Earth mysteries

Eleusian bas relief

The goddess Demeter and her daughter Persephone, bestowing upon Triptolemus the mysteries and teaching him the agricultural arts.

Relief from Eleusis, Greece, 440 BCE

...She gave her fleet car to Triptolemus, and bade him scatter the seed of grain..., part in the untilled earth and part in fields that had long lain fallow.... “...Triptolemus, [is] my name. ...I bring the gifts of [Demeter], which, if you sprinkle them over your wide field, will give a fruitful harvest and food not wild.”
(Ovid, from Metamorphoses V)

Triptolemus was the son of the king of Eleusis, and one day, when he was tending his father’s cattle in the fields, he witnessed the abduction of Persephone by Hades, the god of the underworld.
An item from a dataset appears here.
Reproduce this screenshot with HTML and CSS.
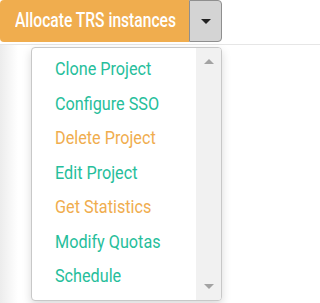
FILE: index.html
```html
<!DOCTYPE html>
<html>
<head>
<meta charset="utf-8">
<link rel="stylesheet" href="styles.css">
</head>
<body>
<div class="btn-group">
  <div class="btn-main"><span class="cond">Allocate TRS instances</span></div>
  <div class="btn-toggle"><span class="caret"></span></div>
</div>
<div class="page"></div>
<div class="dropdown">
  <ul class="menu">
    <li class="teal"><span class="cond">Clone Project</span></li>
    <li class="teal"><span class="cond">Configure SSO</span></li>
    <li class="orange"><span class="cond">Delete Project</span></li>
    <li class="teal"><span class="cond">Edit Project</span></li>
    <li class="orange"><span class="cond">Get Statistics</span></li>
    <li class="teal"><span class="cond">Modify Quotas</span></li>
    <li class="teal"><span class="cond">Schedule</span></li>
  </ul>
  <div class="scrollbar">
    <span class="arrow-up"></span>
    <span class="arrow-down"></span>
  </div>
</div>
</body>
</html>
```
FILE: styles.css
```css
html, body {
  margin: 0;
  padding: 0;
  background: #fff;
  font-family: Roboto, "Liberation Sans", sans-serif;
}
.cond {
  display: inline-block;
  transform-origin: left center;
}
.btn-group {
  display: flex;
  height: 42px;
  width: 222px;
}
.btn-main {
  width: 189px;
  box-sizing: border-box;
  background: #f0ad4e;
  color: #fff;
  border-radius: 4px 0 0 4px;
  font-size: 20px;
  font-weight: 500;
  line-height: 41px;
  padding-left: 15px;
  white-space: nowrap;
}
.btn-main .cond {
  transform: scaleX(0.78);
}
.btn-toggle {
  flex: 1;
  box-sizing: border-box;
  background: #d4d4d4;
  border: 1px solid #8f8f8f;
  border-radius: 0 4px 4px 0;
  display: flex;
  align-items: center;
  justify-content: center;
}
.caret {
  width: 0;
  height: 0;
  border-left: 5px solid transparent;
  border-right: 5px solid transparent;
  border-top: 5px solid #222;
}
.page {
  margin-top: 2px;
  border-top: 1px solid #e6e6e6;
  height: 258px;
  background: linear-gradient(to right, #ececec, #fff 18px);
}
.dropdown {
  position: absolute;
  left: 31px;
  top: 47px;
  width: 191px;
  height: 254px;
  box-sizing: border-box;
  border: 1px solid #c8c8c8;
  border-radius: 4px;
  background: #fff;
  box-shadow: 0 4px 10px rgba(0,0,0,0.15);
  display: flex;
  overflow: hidden;
}
.menu {
  flex: 1;
  margin: 0;
  padding: 4px 0 0 0;
  list-style: none;
}
.menu li {
  height: 34.5px;
  line-height: 34.5px;
  padding-left: 23px;
  font-size: 18px;
  white-space: nowrap;
}
.menu .cond {
  transform: scaleX(0.9);
}
.teal { color: #26be9b; }
.orange { color: #f0ad4e; }
.scrollbar {
  width: 25px;
  background: #f1f1f1;
  display: flex;
  flex-direction: column;
  justify-content: space-between;
  align-items: center;
  padding: 11px 0 11px 0;
}
.arrow-up {
  width: 0;
  height: 0;
  border-left: 5px solid transparent;
  border-right: 5px solid transparent;
  border-bottom: 5px solid #a3a3a3;
}
.arrow-down {
  width: 0;
  height: 0;
  border-left: 5px solid transparent;
  border-right: 5px solid transparent;
  border-top: 5px solid #a3a3a3;
}
```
Persephone’s mother, the earth goddess Demeter, was nearly undone by her grief at her daughter’s disappearance. In her rage, she allowed the earth to fall barren and refused to restore it to its former abundance. In anguish she searched the world, and after years of hopeless wandering, she arrived in Eleusis. Only the boy Triptolemus knew her for what she was, as the goddess had grown unrecognisable during the years of her sorrow.

Triptolemus offered her solace with the news of what he had witnessed, and it was this clue that allowed the gods to arrange a compromise: Persephone would be restored to Demeter, but each winter she would return to Hades, where she ruled by his side as queen of the underworld.

In gratitude for his act of kindness, Demeter taught Triptolemus her mysteries, i.e. knowledge of the life-death-life cycle that is at the heart of our earthly existence. She then provided him with seed-corn, a plough, and her own serpent-drawn chariot, and sent him over the world to teach humans the art of agriculture.

crop circle 1

West Overton,
Wiltshire, England, 2002

crop circle 2

nr Stonehenge,
Wiltshire, England, 2001

crop circle 3

East Overton,
Wiltshire, England, 2003

These temporary temples in the fields are recognized as present-day sacred sites by many. ...[The crop circles] seem to act like portals or spiritual gateways just like the ancient stone circles. They are heart opening and seem to speak to us on a subconscious level.
...They help us connect to Spirit.

From “Temporary temples in the fields”, by Denni Clark

Crop circles are areas of standing crops that have been flattened in the shape of a circle or other, more complex, designs; they often materialise overnight and have been appearing in significant numbers since the 1970s.

Many people think crop circles are made by humans, and in the majority of cases this is undeniably true. But others argue that the speed with which some crop circles have appeared makes it impossible that humans are responsible. Alternatives to the explanation that crop circles are a human-made phenomenon are that 1) they occur naturally, the by-product of miniature tornados, 2) they are either signals to—or communications from—extraterrestrials, or that 3) they are enigmatic messages from the spirit of the earth itself.

Whatever their origin, there is abundant evidence that they have the potential of eliciting a spiritual reaction, a feeling of presence and, to some, the reassurance that the ancient spirits of the earth are very much alive. Humans have, from the dawn of time, projected the voice of their gods onto phenomena in the natural world, witness Moses falling to his knees in the wilderness before an apparently burning bush.

In pre-Christian Ireland, the god Crom Dubh was known as “the dark bent one,” dark from spending the year in the underworld realm of the earth goddess Aine, bent from bearing the first sheaves of golden wheat on his back up into the world. Aine and Crom Dubh are one image of the god and goddess worshipped by Pagans; their relationship is dynamic and sexual, and laying together deep in the soil, they ensure that humankind will be fed by the productivity of their union.